▸ PROBLEM DESCRIPTION: Repeat each record exactly as written, and drop any images.
>> start EXERCISE DATA
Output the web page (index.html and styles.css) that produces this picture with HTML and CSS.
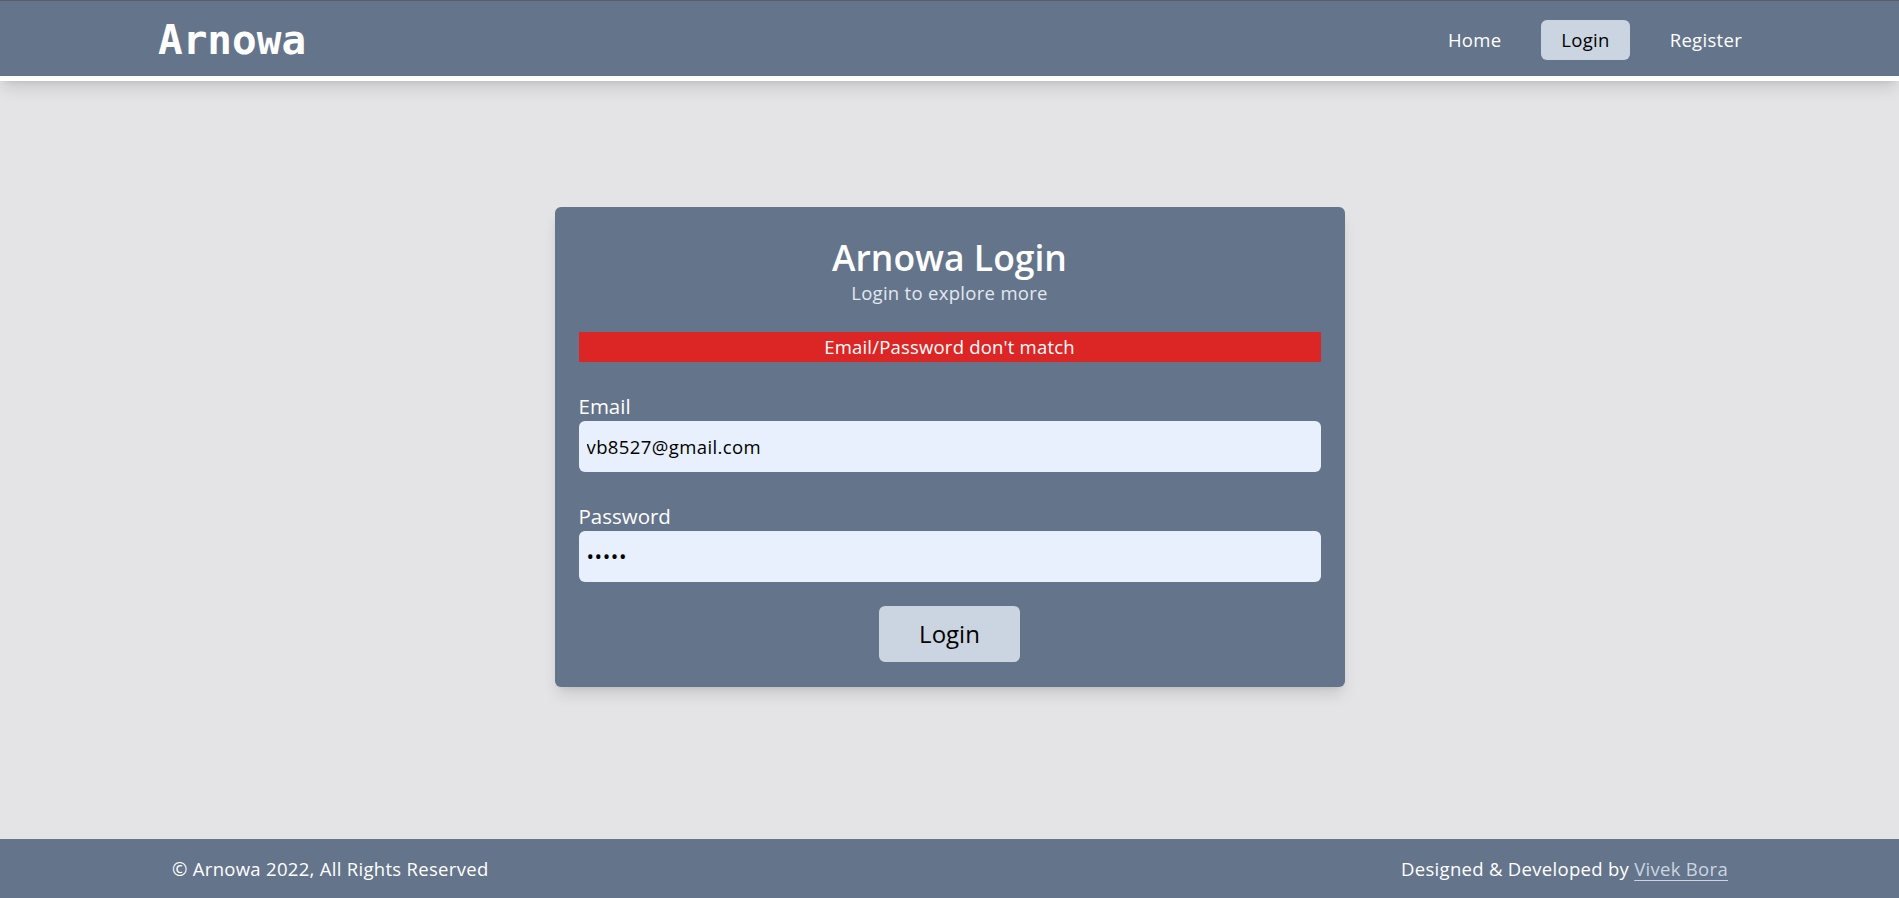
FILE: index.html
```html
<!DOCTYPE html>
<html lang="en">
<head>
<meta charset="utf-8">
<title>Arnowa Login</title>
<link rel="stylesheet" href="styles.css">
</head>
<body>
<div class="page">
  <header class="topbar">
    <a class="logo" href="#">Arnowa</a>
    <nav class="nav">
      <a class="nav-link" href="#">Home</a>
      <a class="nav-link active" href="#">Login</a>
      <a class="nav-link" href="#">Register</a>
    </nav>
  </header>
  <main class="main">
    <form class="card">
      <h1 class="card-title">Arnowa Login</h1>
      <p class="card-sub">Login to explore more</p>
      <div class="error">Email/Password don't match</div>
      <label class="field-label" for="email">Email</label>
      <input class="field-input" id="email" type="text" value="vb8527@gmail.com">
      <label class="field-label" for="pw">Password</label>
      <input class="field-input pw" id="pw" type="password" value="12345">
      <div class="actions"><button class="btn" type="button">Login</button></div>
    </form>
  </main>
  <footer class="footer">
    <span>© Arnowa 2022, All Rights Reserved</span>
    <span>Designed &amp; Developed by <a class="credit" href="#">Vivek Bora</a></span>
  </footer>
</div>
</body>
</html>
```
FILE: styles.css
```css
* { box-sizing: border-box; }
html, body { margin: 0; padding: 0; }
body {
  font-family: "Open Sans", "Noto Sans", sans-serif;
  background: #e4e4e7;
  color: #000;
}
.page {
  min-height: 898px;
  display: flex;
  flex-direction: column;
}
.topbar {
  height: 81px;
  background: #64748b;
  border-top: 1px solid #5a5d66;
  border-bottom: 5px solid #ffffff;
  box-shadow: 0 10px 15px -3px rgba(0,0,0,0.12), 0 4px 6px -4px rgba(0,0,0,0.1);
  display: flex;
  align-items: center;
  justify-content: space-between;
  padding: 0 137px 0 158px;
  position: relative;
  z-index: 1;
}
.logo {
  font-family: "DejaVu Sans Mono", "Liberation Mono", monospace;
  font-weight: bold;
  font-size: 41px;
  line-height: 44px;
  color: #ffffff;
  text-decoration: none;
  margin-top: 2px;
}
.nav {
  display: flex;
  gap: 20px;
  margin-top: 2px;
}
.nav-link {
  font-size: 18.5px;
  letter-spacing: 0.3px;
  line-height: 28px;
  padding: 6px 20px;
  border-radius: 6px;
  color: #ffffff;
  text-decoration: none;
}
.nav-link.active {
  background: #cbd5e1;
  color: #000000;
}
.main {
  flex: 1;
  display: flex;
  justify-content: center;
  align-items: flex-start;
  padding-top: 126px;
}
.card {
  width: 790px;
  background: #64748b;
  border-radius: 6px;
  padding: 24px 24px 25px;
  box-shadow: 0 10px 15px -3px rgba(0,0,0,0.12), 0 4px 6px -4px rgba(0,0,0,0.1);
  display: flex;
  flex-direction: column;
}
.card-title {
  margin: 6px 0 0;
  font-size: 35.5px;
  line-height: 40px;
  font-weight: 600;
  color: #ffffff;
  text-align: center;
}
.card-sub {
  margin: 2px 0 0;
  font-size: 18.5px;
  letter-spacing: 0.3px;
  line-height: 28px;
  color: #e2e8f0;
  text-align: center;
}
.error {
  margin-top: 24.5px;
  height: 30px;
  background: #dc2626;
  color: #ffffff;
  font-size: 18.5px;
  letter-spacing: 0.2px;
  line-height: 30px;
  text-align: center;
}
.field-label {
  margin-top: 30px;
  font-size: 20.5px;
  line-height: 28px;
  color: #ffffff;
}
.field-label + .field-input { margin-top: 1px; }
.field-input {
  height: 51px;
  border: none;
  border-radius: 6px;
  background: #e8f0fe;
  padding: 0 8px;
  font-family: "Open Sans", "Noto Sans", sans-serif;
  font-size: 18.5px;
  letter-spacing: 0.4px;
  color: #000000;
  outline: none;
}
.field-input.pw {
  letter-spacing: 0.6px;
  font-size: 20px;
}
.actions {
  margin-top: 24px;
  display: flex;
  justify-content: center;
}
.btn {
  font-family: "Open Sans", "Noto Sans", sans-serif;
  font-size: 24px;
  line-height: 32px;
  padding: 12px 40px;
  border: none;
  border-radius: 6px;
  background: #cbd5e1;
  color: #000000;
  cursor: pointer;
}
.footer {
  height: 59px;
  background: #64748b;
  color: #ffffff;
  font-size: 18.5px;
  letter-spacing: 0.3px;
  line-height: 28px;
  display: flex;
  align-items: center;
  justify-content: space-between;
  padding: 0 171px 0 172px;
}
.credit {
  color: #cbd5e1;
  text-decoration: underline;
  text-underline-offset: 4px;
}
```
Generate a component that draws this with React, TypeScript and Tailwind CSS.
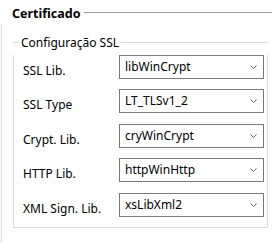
>> end EXERCISE DATA
▸ ANSWER FOR THE TASK:
Output the web page (index.html and styles.css) that produces this picture with HTML and CSS.
FILE: index.html
```html
<!DOCTYPE html>
<html lang="en">
<head>
<meta charset="utf-8">
<title>Arnowa Login</title>
<link rel="stylesheet" href="styles.css">
</head>
<body>
<div class="page">
  <header class="topbar">
    <a class="logo" href="#">Arnowa</a>
    <nav class="nav">
      <a class="nav-link" href="#">Home</a>
      <a class="nav-link active" href="#">Login</a>
      <a class="nav-link" href="#">Register</a>
    </nav>
  </header>
  <main class="main">
    <form class="card">
      <h1 class="card-title">Arnowa Login</h1>
      <p class="card-sub">Login to explore more</p>
      <div class="error">Email/Password don't match</div>
      <label class="field-label" for="email">Email</label>
      <input class="field-input" id="email" type="text" value="vb8527@gmail.com">
      <label class="field-label" for="pw">Password</label>
      <input class="field-input pw" id="pw" type="password" value="12345">
      <div class="actions"><button class="btn" type="button">Login</button></div>
    </form>
  </main>
  <footer class="footer">
    <span>© Arnowa 2022, All Rights Reserved</span>
    <span>Designed &amp; Developed by <a class="credit" href="#">Vivek Bora</a></span>
  </footer>
</div>
</body>
</html>
```
FILE: styles.css
```css
* { box-sizing: border-box; }
html, body { margin: 0; padding: 0; }
body {
  font-family: "Open Sans", "Noto Sans", sans-serif;
  background: #e4e4e7;
  color: #000;
}
.page {
  min-height: 898px;
  display: flex;
  flex-direction: column;
}
.topbar {
  height: 81px;
  background: #64748b;
  border-top: 1px solid #5a5d66;
  border-bottom: 5px solid #ffffff;
  box-shadow: 0 10px 15px -3px rgba(0,0,0,0.12), 0 4px 6px -4px rgba(0,0,0,0.1);
  display: flex;
  align-items: center;
  justify-content: space-between;
  padding: 0 137px 0 158px;
  position: relative;
  z-index: 1;
}
.logo {
  font-family: "DejaVu Sans Mono", "Liberation Mono", monospace;
  font-weight: bold;
  font-size: 41px;
  line-height: 44px;
  color: #ffffff;
  text-decoration: none;
  margin-top: 2px;
}
.nav {
  display: flex;
  gap: 20px;
  margin-top: 2px;
}
.nav-link {
  font-size: 18.5px;
  letter-spacing: 0.3px;
  line-height: 28px;
  padding: 6px 20px;
  border-radius: 6px;
  color: #ffffff;
  text-decoration: none;
}
.nav-link.active {
  background: #cbd5e1;
  color: #000000;
}
.main {
  flex: 1;
  display: flex;
  justify-content: center;
  align-items: flex-start;
  padding-top: 126px;
}
.card {
  width: 790px;
  background: #64748b;
  border-radius: 6px;
  padding: 24px 24px 25px;
  box-shadow: 0 10px 15px -3px rgba(0,0,0,0.12), 0 4px 6px -4px rgba(0,0,0,0.1);
  display: flex;
  flex-direction: column;
}
.card-title {
  margin: 6px 0 0;
  font-size: 35.5px;
  line-height: 40px;
  font-weight: 600;
  color: #ffffff;
  text-align: center;
}
.card-sub {
  margin: 2px 0 0;
  font-size: 18.5px;
  letter-spacing: 0.3px;
  line-height: 28px;
  color: #e2e8f0;
  text-align: center;
}
.error {
  margin-top: 24.5px;
  height: 30px;
  background: #dc2626;
  color: #ffffff;
  font-size: 18.5px;
  letter-spacing: 0.2px;
  line-height: 30px;
  text-align: center;
}
.field-label {
  margin-top: 30px;
  font-size: 20.5px;
  line-height: 28px;
  color: #ffffff;
}
.field-label + .field-input { margin-top: 1px; }
.field-input {
  height: 51px;
  border: none;
  border-radius: 6px;
  background: #e8f0fe;
  padding: 0 8px;
  font-family: "Open Sans", "Noto Sans", sans-serif;
  font-size: 18.5px;
  letter-spacing: 0.4px;
  color: #000000;
  outline: none;
}
.field-input.pw {
  letter-spacing: 0.6px;
  font-size: 20px;
}
.actions {
  margin-top: 24px;
  display: flex;
  justify-content: center;
}
.btn {
  font-family: "Open Sans", "Noto Sans", sans-serif;
  font-size: 24px;
  line-height: 32px;
  padding: 12px 40px;
  border: none;
  border-radius: 6px;
  background: #cbd5e1;
  color: #000000;
  cursor: pointer;
}
.footer {
  height: 59px;
  background: #64748b;
  color: #ffffff;
  font-size: 18.5px;
  letter-spacing: 0.3px;
  line-height: 28px;
  display: flex;
  align-items: center;
  justify-content: space-between;
  padding: 0 171px 0 172px;
}
.credit {
  color: #cbd5e1;
  text-decoration: underline;
  text-underline-offset: 4px;
}
```
Generate a component that draws this with React, TypeScript and Tailwind CSS.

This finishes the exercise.